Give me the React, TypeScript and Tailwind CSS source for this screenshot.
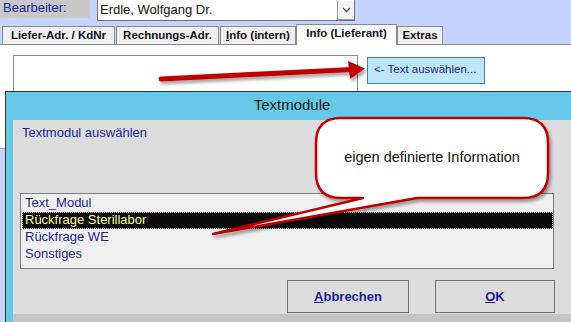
import React from 'react';

const font = { fontFamily: '"Liberation Sans", Arial, sans-serif' };

const items = ['Text_Modul', 'Rückfrage Sterillabor', 'Rückfrage WE', 'Sonstiges'];

const Tab: React.FC<{ w: string; children: React.ReactNode; active?: boolean }> = ({ w, children, active }) => (
  <div
    className={
      active
        ? `${w} h-[21px] -mb-px bg-white border border-b-0 border-[#8a8a8a] flex items-center justify-center text-[11.5px] font-bold text-[#111] relative z-10 pb-[2px]`
        : `${w} h-[18px] bg-[#f0f0f0] border border-b-0 border-[#8a8a8a] flex items-center justify-center text-[11.5px] font-bold text-[#111]`
    }
  >
    {children}
  </div>
);

const Annotations: React.FC = () => (
  <svg className="absolute left-0 top-0 pointer-events-none" width="571" height="322" viewBox="0 0 571 322">
    <defs>
      <filter id="sh" x="-10%" y="-30%" width="130%" height="180%">
        <feDropShadow dx="2" dy="3" stdDeviation="1.6" floodColor="#000" floodOpacity="0.35" />
      </filter>
    </defs>
    <g filter="url(#sh)">
      <line x1="161" y1="79" x2="352" y2="69.5" stroke="#c00000" strokeWidth="5" strokeLinecap="round" />
      <polygon points="348,61 365,68.5 350,79" fill="#c00000" />
    </g>
    <path
      filter="url(#sh)"
      d="M341,118 H523 Q548,118 548,143 V173 Q548,198 523,198 H417 L213,234 L363,198 H341 Q316,198 316,173 V143 Q316,118 341,118 Z"
      fill="#fff"
      stroke="#c00000"
      strokeWidth="2.5"
      strokeLinejoin="round"
    />
  </svg>
);

export default function App() {
  return (
    <div className="relative w-[571px] h-[322px] overflow-hidden bg-white" style={font}>
      {/* header */}
      <div className="h-[45px] bg-[#c4d4fe] border-b border-[#8a8a8a]">
        <div className="flex h-[21px]">
          <div className="w-[90px] h-[18px] bg-[#c8c8c8] text-[13px] leading-[16px] text-[#2323a0] pl-[3px]">Bearbeiter:</div>
          <div className="ml-[7px] w-[258px] h-[21px] bg-white border border-t-0 border-[#6e6e6e] flex items-center justify-between">
            <span className="text-[13px] text-[#111] pl-[2px] pb-[1px]">Erdle, Wolfgang Dr.</span>
            <div className="w-[17px] h-[19px] border-l border-b border-[#9a9a9a] bg-[#f4f4f4] flex items-center justify-center">
              <svg width="9" height="6" viewBox="0 0 9 6">
                <path d="M1 1 L4.5 4.5 L8 1" stroke="#555" strokeWidth="1.3" fill="none" />
              </svg>
            </div>
          </div>
        </div>
        <div className="flex items-end h-[23px] pl-[2px]">
          <Tab w="w-[113px]">Liefer-Adr. / KdNr</Tab>
          <div className="w-px" />
          <Tab w="w-[103px]">Rechnungs-Adr.</Tab>
          <div className="w-px" />
          <Tab w="w-[76px]">
            <span><span className="underline">I</span>nfo (intern)</span>
          </Tab>
          <Tab w="w-[101px]" active>
            Info (Lieferant)
          </Tab>
          <Tab w="w-[46px]">Extras</Tab>
        </div>
      </div>

      {/* info area */}
      <div className="h-[46px] overflow-hidden flex pl-[13px] pt-[10px]">
        <div className="w-[345px] h-[60px] border border-[#8a8a8a] bg-white" />
        <button className="ml-[9px] mt-[2px] w-[118px] h-[27px] bg-[#bee6fa] border border-[#3c7fb1] text-[11.5px] text-[#1e1e8c] text-left pl-[6px] pb-[2px]">
          {'<-  Text auswählen...'}
        </button>
      </div>

      {/* dialog row */}
      <div className="flex">
        <div className="w-[5px] shrink-0 flex flex-col">
          <div className="h-[57px] bg-white" />
          <div className="flex-1 bg-[#c4d4fe] border-t border-[#9aa]" />
        </div>
        <div className="w-[573px] shrink-0 border-l border-t border-[#333] bg-[#64c8e6]">
          <div className="h-[28px] flex items-center justify-center text-[15px] text-[#1a1a1a] pb-[1px]">Textmodule</div>
          <div className="pl-[7px]">
            <div className="h-[194px] bg-[#dcdcdc] pt-[5px]">
              <div className="pl-[9px] text-[13px] text-[#1e1e96] leading-[15px]">Textmodul auswählen</div>
              <div className="ml-[7px] mt-[53px] w-[534px] h-[76px] border border-[#7a7a7a] bg-[#f0f0f0] pt-px pl-px">
                {items.map((t, i) => (
                  <div
                    key={t}
                    className={
                      i === 1
                        ? 'h-[17px] w-[531px] bg-[#0a0a0a] border border-dotted border-[#cfcfcf] text-[13px] leading-[14px] text-[#ffff9a] pl-[2px]'
                        : 'h-[17px] text-[13px] leading-[16px] text-[#1e1e96] pl-[3px]'
                    }
                  >
                    {t}
                  </div>
                ))}
              </div>
              <div className="flex mt-[11px] ml-[274px]">
                <button className="w-[122px] h-[33px] border border-[#707070] bg-[#dcdcdc] text-[13px] font-bold text-[#1e1e8c]">
                  <span className="underline">A</span>bbrechen
                </button>
                <button className="ml-[26px] w-[120px] h-[33px] border border-[#707070] bg-[#dcdcdc] text-[13px] font-bold text-[#1e1e8c]">
                  <span className="underline">O</span>K
                </button>
              </div>
            </div>
            <div className="h-[10px] bg-[#c4c4c4]" />
          </div>
        </div>
      </div>

      <Annotations />
      <div className="absolute left-[316px] top-[148px] w-[232px] text-center text-[14.5px] text-[#111] leading-[18px]">
        eigen definierte Information
      </div>
    </div>
  );
}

════════

*What to work on*:
Set down again, exactly, the lines of the material above from its first line to the one with "const items = ['Text_Modul', 'Rückfrage", inclusive. Leave the pictures out.

*Final result*:
Give me the React, TypeScript and Tailwind CSS source for this screenshot.
import React from 'react';

const font = { fontFamily: '"Liberation Sans", Arial, sans-serif' };

const items = ['Text_Modul', 'Rückfrage Sterillabor', 'Rückfrage WE', 'Sonstiges'];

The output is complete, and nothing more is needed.